Я вставила, что ее за это осуждать нельзя.
– Прекрасно, но художественности, искусству тут места уже и нет, и редактор режет, изменяет все, что хочет и как хочет… Мы у них вполне в руках и связаны по рукам и по ногам».
(А. Н. Луканина)
Раздражали и ксенофобские инстинкты более широкой общественности.
...
«– Какая теперь на меня руготня идет за мое предложение сбора на памятник [Флоберу]! Газеты, анонимные письма, вырезки из газет сыплются на меня. В одной газете был напечатан целый вымышленный разговор по этому поводу. Один добрый человек вырезал его и прислал мне с собственною поправкою карандашом. Разбор кончается словами: “Что же теперь делать с господином Тургеневым за это предложение сбора на памятник Флоберу?” – “Бить надо!” – прибавил карандашом приславший вырезку. Какая-то дама из Одессы, называя себя моею бывшей почитательницей, пишет мне, что я поступаю нечестно, что я обязан объяснить свой поступок… Меня упрекают, что я забыл Россию, что у нас своим родным авторам нет памятников… И все это из-за нескольких несчастных грошей, которые всякий волен дать или не дать…

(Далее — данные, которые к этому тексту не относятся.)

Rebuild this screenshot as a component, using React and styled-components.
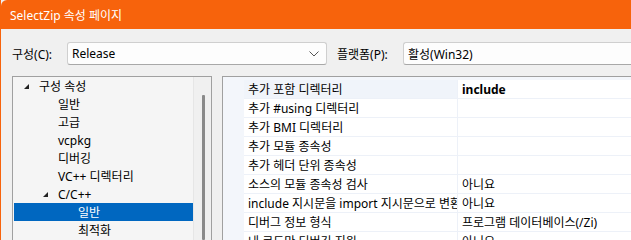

– О Русь! сколько в ней грубости, как только поскребешь верхушку. Ну, где бы это было возможно, кроме России? Предположим, что какой-нибудь писатель здесь, во Франции, имел бы друга автора в России и этот друг умер бы, а француз заявил бы предложение пожертвования ему на памятник. Я вполне уверен, что ни один француз ничего бы не дал, но зато никому не пришло бы в голову ругаться из-за этого или обвинять предложившего в нечестности… Хороши эти славянофилы, обвиняющие меня в западничестве. Вот… например, г. Х. с его постыдным процессом с крестьянами… А ведь он славянофил, народник, у него бывают собрания молитвенные с воздеванием рук… И они, эти люди, кричат о том, что народ скажет последнее слово всяческой мудрости».
(А. Н. Луканина)
Тема памятника Флоберу интересно переплеталась с впечатлениями от пушкинских празднований 1881 года.
...
«Как бы то ни было, никогда не бывало, чтобы, съездив в Россию, он не вернулся оттуда опечаленным… Но однажды – это было в 1881 году – Тургенев возвратился очень утешенным: он ездил на открытие памятника Пушкину и стал там предметом бесконечных оваций, особенно со стороны молодежи, с которой долгое время был в ссоре. Однако почти тотчас же он испытал неприятности, когда открыл в России подписку на памятник, который собирались воздвигнуть Флоберу в Руане. Его упрекали за то, что он не подумал о Гоголе, памятника которому тогда еще не было. Его поносили в газетах, и это очень его огорчало».
(Батист Фори)
Хотя в свое время Тургенев серьезно пострадал – отсидел под арестом, а затем был сослан в деревню – именно за похвальное слово недавно умершему Гоголю (кстати, при жизни предпочитавшему России Италию), Гоголем же его и попрекали.
Масла в огонь подливало соседство Достоевского.
...
«На этот раз беседа шла у нас всего более о Пушкинском торжестве в Москве, откуда Тургенев только незадолго перед тем воротился. Сначала ему не хотелось об этом распространяться, так досадно было; но когда он потом услыхал, что я думаю о всем, происходившем на открытии памятника, судя по русским газетам, он мало-помалу разговорился и рассказал, как ему была противна речь Достоевского, от которой сходили у нас с ума тысячи народа, чуть не вся интеллигенция, как ему была невыносима вся ложь и фальшь проповеди Достоевского, его мистические разглагольствования о “русском всечеловеке”, о русской “всеженщине Татьяне” и обо всем остальном трансцендентальном и завиральном сумбуре Достоевского, дошедшего тогда до последних чертиков своей российской мистики. Тургенев был в сильной досаде, в сильном негодовании на изумительный энтузиазм, обуявший не только всю русскую толпу, но и всю русскую интеллигенцию».